Happiness gene discovered, but works only in women, states study.
The findings could help explain why women are often happier than men, the predominantly female team of US researchers said.
The study focused on a gene called MAOA that affects the levels of feel-good chemicals in the brain.
Almost 350 men and women were asked how happy they were and gave a saliva sample that was tested for their DNA.
The MAOA gene comes in two versions, a highly active and a less active type.
Women with the less active type were happier than others, the researchers found - and those with two copies of the "happy" type of MAOA had the sunniest dispositions of all.
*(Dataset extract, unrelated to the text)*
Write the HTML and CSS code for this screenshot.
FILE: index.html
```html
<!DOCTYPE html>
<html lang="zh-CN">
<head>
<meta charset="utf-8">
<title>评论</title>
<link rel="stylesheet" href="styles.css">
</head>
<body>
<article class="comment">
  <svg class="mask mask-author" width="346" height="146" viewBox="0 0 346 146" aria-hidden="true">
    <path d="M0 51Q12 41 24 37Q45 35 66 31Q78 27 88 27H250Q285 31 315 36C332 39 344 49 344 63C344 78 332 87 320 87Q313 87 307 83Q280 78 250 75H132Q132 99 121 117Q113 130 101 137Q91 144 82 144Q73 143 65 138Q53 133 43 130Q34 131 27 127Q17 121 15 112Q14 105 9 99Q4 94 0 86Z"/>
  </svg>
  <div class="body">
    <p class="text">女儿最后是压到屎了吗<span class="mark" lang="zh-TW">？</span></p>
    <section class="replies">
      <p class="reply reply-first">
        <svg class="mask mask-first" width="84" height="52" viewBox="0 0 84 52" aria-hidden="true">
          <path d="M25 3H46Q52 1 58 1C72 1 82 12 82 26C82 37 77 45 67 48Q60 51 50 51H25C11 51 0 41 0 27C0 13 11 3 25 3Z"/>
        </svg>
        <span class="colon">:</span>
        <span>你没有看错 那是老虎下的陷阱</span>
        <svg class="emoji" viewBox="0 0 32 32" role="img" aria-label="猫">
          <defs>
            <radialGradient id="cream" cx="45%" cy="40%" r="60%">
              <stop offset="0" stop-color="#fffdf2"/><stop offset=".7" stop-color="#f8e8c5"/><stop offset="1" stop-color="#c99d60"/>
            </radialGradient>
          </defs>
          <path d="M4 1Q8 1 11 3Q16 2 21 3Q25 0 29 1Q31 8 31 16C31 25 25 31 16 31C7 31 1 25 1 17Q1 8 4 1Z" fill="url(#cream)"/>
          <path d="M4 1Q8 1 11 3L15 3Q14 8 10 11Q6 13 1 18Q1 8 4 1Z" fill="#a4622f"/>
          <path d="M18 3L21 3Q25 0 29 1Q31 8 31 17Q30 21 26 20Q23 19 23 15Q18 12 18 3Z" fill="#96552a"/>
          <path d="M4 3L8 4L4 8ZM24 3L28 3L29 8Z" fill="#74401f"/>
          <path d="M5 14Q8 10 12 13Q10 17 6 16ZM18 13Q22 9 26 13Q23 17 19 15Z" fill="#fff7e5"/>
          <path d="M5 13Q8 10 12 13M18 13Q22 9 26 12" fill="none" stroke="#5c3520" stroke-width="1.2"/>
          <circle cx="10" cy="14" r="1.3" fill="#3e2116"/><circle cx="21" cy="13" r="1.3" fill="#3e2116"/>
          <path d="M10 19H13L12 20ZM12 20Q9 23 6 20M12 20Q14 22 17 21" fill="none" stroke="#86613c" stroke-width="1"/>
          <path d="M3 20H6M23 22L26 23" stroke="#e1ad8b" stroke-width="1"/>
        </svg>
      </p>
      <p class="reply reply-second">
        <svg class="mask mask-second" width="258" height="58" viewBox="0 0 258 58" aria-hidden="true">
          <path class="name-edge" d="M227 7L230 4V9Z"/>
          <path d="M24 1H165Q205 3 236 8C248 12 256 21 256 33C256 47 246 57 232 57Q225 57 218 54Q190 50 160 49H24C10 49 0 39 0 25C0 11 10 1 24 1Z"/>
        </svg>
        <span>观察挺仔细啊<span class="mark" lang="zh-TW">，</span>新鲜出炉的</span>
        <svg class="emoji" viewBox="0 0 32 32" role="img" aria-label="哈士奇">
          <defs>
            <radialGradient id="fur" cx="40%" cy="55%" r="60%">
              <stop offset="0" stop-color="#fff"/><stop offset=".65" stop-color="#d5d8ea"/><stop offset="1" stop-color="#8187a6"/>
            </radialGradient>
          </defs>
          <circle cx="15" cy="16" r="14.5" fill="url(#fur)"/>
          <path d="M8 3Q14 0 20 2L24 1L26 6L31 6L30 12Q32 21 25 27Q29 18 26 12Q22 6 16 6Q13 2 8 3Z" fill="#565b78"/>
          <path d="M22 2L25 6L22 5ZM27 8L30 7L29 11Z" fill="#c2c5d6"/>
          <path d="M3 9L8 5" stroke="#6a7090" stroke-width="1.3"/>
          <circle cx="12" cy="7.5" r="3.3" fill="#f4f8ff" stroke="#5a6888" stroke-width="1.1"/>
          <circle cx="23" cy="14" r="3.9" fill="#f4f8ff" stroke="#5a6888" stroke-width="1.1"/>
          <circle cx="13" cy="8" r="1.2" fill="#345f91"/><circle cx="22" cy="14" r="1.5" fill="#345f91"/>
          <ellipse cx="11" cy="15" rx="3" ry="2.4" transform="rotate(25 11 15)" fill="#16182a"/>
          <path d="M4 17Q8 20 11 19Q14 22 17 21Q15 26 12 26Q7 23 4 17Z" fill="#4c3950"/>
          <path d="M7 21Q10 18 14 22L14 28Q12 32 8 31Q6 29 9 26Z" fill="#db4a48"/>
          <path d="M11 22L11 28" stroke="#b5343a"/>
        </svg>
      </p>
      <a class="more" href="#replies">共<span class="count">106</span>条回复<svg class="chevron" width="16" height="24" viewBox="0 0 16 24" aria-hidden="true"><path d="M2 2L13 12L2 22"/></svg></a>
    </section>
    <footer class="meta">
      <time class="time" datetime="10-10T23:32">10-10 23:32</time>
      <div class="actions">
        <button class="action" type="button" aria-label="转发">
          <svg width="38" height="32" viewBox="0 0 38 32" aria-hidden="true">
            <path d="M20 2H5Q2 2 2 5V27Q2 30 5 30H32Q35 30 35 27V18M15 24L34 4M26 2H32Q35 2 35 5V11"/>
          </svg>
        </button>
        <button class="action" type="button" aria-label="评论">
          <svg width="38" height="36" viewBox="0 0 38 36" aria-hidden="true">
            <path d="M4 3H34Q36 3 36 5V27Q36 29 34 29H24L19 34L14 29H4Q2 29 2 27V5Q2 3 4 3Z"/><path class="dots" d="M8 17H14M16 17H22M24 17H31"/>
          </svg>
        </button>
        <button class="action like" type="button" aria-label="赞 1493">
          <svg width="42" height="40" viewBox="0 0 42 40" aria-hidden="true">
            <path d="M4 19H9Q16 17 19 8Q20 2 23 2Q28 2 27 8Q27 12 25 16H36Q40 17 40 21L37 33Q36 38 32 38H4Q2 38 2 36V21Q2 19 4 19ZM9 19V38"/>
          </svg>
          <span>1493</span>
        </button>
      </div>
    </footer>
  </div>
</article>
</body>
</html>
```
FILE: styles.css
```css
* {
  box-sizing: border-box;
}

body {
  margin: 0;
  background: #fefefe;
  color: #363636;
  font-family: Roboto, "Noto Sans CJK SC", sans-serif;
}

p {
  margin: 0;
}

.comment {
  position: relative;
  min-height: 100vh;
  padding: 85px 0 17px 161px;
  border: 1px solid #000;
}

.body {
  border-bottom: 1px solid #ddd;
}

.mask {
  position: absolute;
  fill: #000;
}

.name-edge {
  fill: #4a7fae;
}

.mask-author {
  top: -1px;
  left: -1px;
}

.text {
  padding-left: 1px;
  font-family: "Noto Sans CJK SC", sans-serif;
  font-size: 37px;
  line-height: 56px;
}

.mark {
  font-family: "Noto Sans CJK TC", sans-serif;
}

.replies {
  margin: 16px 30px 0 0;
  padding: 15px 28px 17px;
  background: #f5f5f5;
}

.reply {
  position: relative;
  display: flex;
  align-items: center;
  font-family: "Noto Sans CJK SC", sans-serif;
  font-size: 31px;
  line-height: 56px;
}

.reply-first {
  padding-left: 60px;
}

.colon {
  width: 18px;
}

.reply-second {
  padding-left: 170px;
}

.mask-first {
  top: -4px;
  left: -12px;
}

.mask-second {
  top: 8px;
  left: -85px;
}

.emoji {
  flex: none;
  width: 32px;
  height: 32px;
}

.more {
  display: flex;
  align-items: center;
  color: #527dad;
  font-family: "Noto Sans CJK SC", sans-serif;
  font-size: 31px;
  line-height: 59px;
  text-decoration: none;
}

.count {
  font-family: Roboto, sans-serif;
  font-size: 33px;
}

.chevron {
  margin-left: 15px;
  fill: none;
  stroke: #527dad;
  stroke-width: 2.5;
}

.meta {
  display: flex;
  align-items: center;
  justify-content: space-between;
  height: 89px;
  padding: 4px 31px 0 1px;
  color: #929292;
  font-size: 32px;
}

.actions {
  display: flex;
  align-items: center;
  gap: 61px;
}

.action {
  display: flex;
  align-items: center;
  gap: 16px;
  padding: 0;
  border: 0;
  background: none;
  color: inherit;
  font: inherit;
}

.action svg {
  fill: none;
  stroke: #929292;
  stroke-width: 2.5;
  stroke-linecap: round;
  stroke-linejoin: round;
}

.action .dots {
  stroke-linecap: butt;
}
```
Some 59 percent of the women studied had one copy and a lucky 17 percent had two - leaving only around one in four women lacking the happiness gene.
Many of the men in the study carried the gene but were no happier than others.
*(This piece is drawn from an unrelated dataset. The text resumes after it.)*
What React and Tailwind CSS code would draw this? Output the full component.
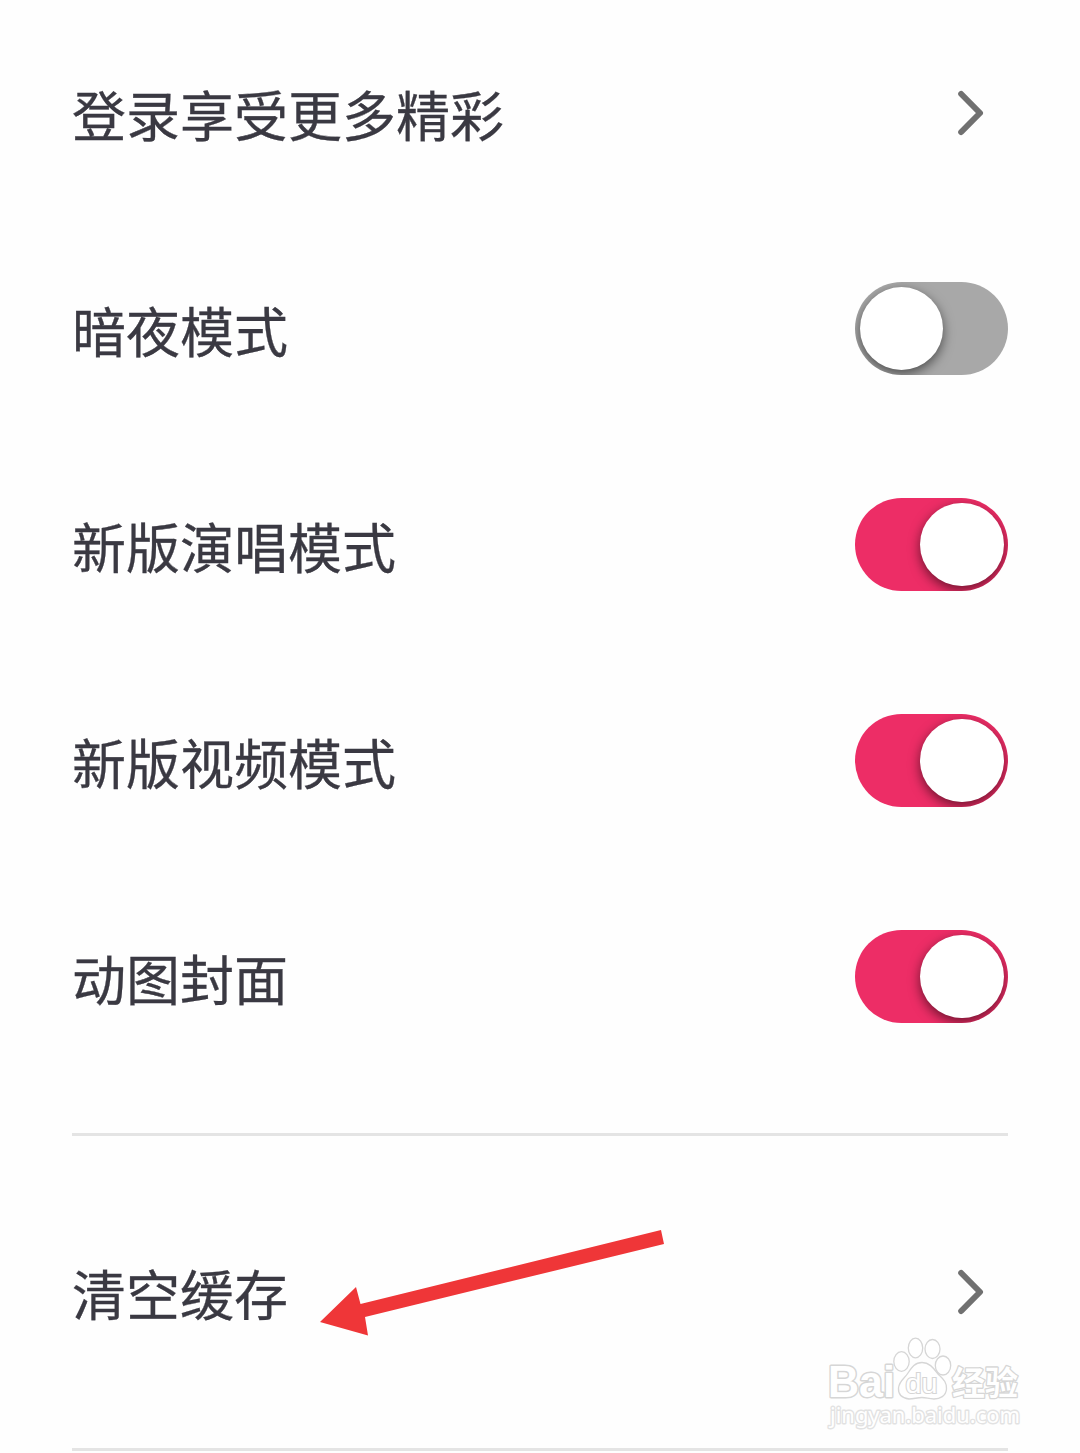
import React, { useState } from "react";
import clsx from "clsx";

const Chevron = () => (
  <svg width="32" height="48" viewBox="0 0 32 48" fill="none" className="mr-[21px]">
    <path
      d="M6.200 5L25 24L6.200 43"
      stroke="#707070"
      strokeWidth="6"
      strokeLinecap="round"
      strokeLinejoin="round"
    />
  </svg>
);

const Toggle = ({ label, defaultOn }) => {
  const [on, setOn] = useState(defaultOn);

  return (
    <button
      role="switch"
      aria-checked={on}
      aria-label={label}
      onClick={() => setOn(!on)}
      className={clsx(
        "flex h-[93px] w-[153px] items-center overflow-hidden rounded-full px-[4.5px]",
        on ? "justify-end bg-[#ed2d66]" : "justify-start bg-[#a8a8a8]"
      )}
    >
      <span className="size-[83.5px] rounded-full bg-white shadow-[0_4px_12px_rgba(0,0,0,0.55)]" />
    </button>
  );
};

const Row = ({ label, children }) => (
  <div className="flex h-[216px] items-center justify-between">
    <span className="pt-[2px] text-[54px] leading-none text-[#3a3942] [-webkit-text-stroke:0.3px_#3a3942]">
      {label}
    </span>
    {children}
  </div>
);

const Arrow = () => (
  <svg
    width="350"
    height="110"
    viewBox="0 0 350 110"
    className="pointer-events-none absolute left-[318px] top-[1228px]"
  >
    <path d="M2 94L38 59L42.500 76L343 2L346 16L47 89L50 107.500Z" fill="#ef3638" />
  </svg>
);

const Watermark = () => (
  <svg
    width="220"
    height="110"
    viewBox="0 0 220 110"
    className="pointer-events-none absolute left-[826px] top-[1334px]"
    fill="#fff"
    stroke="#d6d6d6"
    strokeWidth="1.3"
  >
    <text
      x="2"
      y="63"
      fontSize="44"
      fontWeight="700"
      textLength="67"
      lengthAdjust="spacingAndGlyphs"
      fontFamily="'Liberation Sans', sans-serif"
      strokeWidth="3"
      strokeLinejoin="round"
      paintOrder="stroke"
    >
      Bai
    </text>
    <ellipse cx="75.500" cy="27.500" rx="7.700" ry="9.800" />
    <ellipse cx="89.500" cy="14" rx="7.200" ry="9.800" />
    <ellipse cx="106.500" cy="15" rx="7.500" ry="9.500" />
    <ellipse cx="117" cy="31.500" rx="7.700" ry="9.500" />
    <path d="M96 28.500C104 28.500 108 35 112 40C117 45 121 48 120.500 55C120 62 114 65 108 65C102 65 101 63.500 96 63.500C91 63.500 88 65 83 65C76 64 72 60 72.500 54C73 47 79 44 82 39C86 33 89 28.500 96 28.500Z" />
    <text
      x="79.500"
      y="59"
      fontSize="28"
      textLength="32"
      lengthAdjust="spacingAndGlyphs"
      fontFamily="'Liberation Sans', sans-serif"
      strokeWidth="2.2"
      paintOrder="stroke"
    >
      du
    </text>
    <text
      x="126"
      y="61"
      fontSize="33"
      fontWeight="700"
      fontFamily="'Noto Sans CJK SC', sans-serif"
      strokeWidth="2.6"
      strokeLinejoin="round"
      paintOrder="stroke"
    >
      经验
    </text>
    <text
      x="4"
      y="89"
      fontSize="22"
      textLength="190"
      lengthAdjust="spacingAndGlyphs"
      fontFamily="'Noto Sans', sans-serif"
      stroke="#e2e2e2"
      strokeWidth="2.8"
      strokeLinejoin="round"
      paintOrder="stroke"
    >
      jingyan.baidu.com
    </text>
  </svg>
);

const Divider = () => <div className="h-[3px] bg-[#e4e4e4]" />;

const toggles = [
  { label: "暗夜模式", on: false },
  { label: "新版演唱模式", on: true },
  { label: "新版视频模式", on: true },
  { label: "动图封面", on: true },
];

const App = () => {
  return (
    <main className="relative h-[1453px] w-[1080px] overflow-hidden bg-[#fefefe] px-[72px] pt-[4.5px] font-['Noto_Sans_CJK_SC',sans-serif]">
      <Row label="登录享受更多精彩">
        <Chevron />
      </Row>
      {toggles.map(({ label, on }) => (
        <Row key={label} label={label}>
          <Toggle label={label} defaultOn={on} />
        </Row>
      ))}

      <div className="pt-[48.5px]">
        <Divider />
        <div className="py-12">
          <Row label="清空缓存">
            <Chevron />
          </Row>
        </div>
        <Divider />
      </div>

      <Arrow />
      <Watermark />
    </main>
  );
};

export default App;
University of South Florida researcher Dr Henian Chen said this could be because its effects are cancelled out by testosterone - but boys may benefit.
"Maybe men are happier before adolescence because their testosterone level is lower," the Daily Mail quoted him as saying.
The link was true even when other factors affecting wellbeing - from age to income - were taken into account.
But there was a downside - the happy version of the gene has been linked to alcoholism and anti-social behaviour.
"You may be more likely to get into trouble but still be happier than the next person," Dr Chen said.
The findings are published in the journal Progress in Neuro-Psychopharmacology and Biological Psychiatry.